Anyway, I won't be able to post for much of this coming week, but wanted you all to know I'm thinking about you. Glen's birthday is next Thursday, but I brought him home with me last night, and today is going to be his official birthday here. We're going to an early movie, Avatar, then to his favorite pizze place, Ci Ci's, then to Toy R'Us, so he can pick out his Christmas and birthday gifts he wants. Whatever he doesn't spend I'll give him in cash. He's a saver like his Uncle Rick and has a wad of cash in his billfold! LOL Tonight I'm making Deb's Lazygirl lasagna for his birthday supper, a salad and mozarella bread, and we'll have strawberry cake and Cookie dough ice cream (UGH!) and open the rest of his gifts. Joedy will be here by supper time, then they'll have to get to bed at a decent hour, because she wants to take off by 5 a.m. to head back to Waco.
The rest of the chapter (sorry this is so long, but I'm making up for the week! LOL) After Joedy and Glen leave, Carl is taking me to my mother's in Glenwood before he goes to work. Tomorrow is her marathon doctor day she has every 3 months, so I need to drive her and my sister to all that. The last appointment is at 4:00, so it's going to be a long day. They'll drop me off at home, that way sis only has to drive straight interstate home and should be able to handle that okay. She's doing amazing with that hip! Tuesday morning I take Godzilla to the vet. He weighs 18 pounds, is long (he's a Maine Coon) and won't fit into a carrier that I can lift, so I have to carry this kicking screaming beast in by hand. Once he's done he turns into Gentle Ben again and all is well for another year. Then I get my blood draw for my Reclast infusion and hopefully will get that done that day. I plan on being comotose for the rest of the week!
So, with that I'll close and just say that I feel your prayers and even on the really hard days, I'm doing better than I thought I would. Just thinking about you all makes my life brighter. Love to all and I'll see you when I see you.....



We are all glad to have offered our prayers for you, Pam, and are please if the ladybug prayers gave you strength! I pray they continue to help you, 'cause I know they'll continue for quite some while.

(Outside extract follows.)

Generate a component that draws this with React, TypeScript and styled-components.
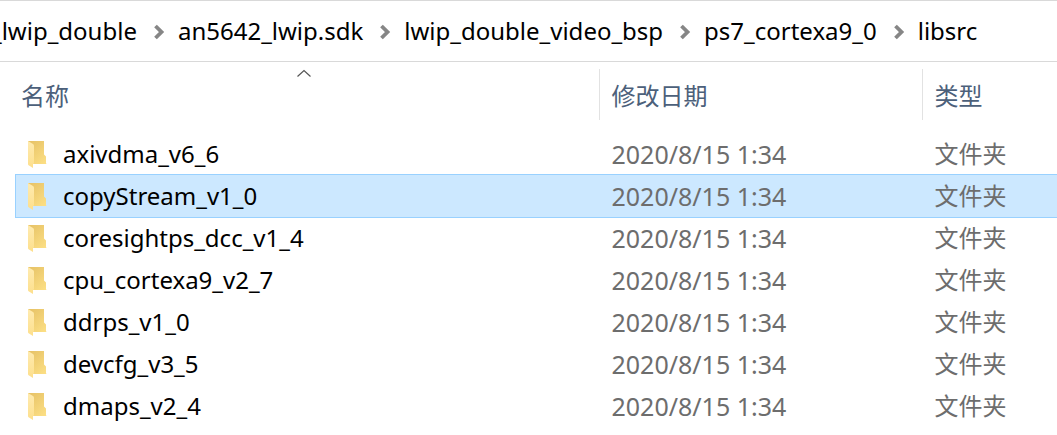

I am so glad that Joedy was able to put together such a nice memorial montage for Curt. Maybe it really was Glen who 'insisted' and it was her way of letting him try to do as he wished - how sweet of her to step in and finish reading what he had written for him, so that part of his wish at least could be fulfilled.
It does sound as if you and Glen have a great celebration day planned.
Good Morning Pam and thank you for the long follow up post. I was thinking of you yesterday after I've read what Blu posted. I cannot even imagine the emotional toll it takes for something like this. Have a great time with Glen today, pampering him for his birthday sounds like a great way to spend a Sunday
Hi Pam, I ,too, have been thinking of you this weekend.
Thank you Pam for the report on Curt's Memorial Service from last night. You were so heavy on my mind all day yesterday and particularly last night. I sat here and watched the clock and wondered what was happening at what time.
What a brave little boy Glen is to attempt to ready something he wrote at his Daddy's service. I hope todays birthday events helped to ease some of the pain and take his mind off his sorrow for a little while.
It's so nice that Carl talked to him like he did. Wish they were geographically closer so Carl could now be there for him a little more.
I'm glad you felt the Ladybug strength trying to hold you together last night. We were there for you in spirit.
Hugs...and love...
You already know that you've been heavy on my mind this past week, especially last night, so I won't repeat that here.
Pam,
I'm so glad to read your post about the Memorial Service.
i can't imagine doing through all you have. you are one strong lady.
we love you never forget that and will be here when you can be.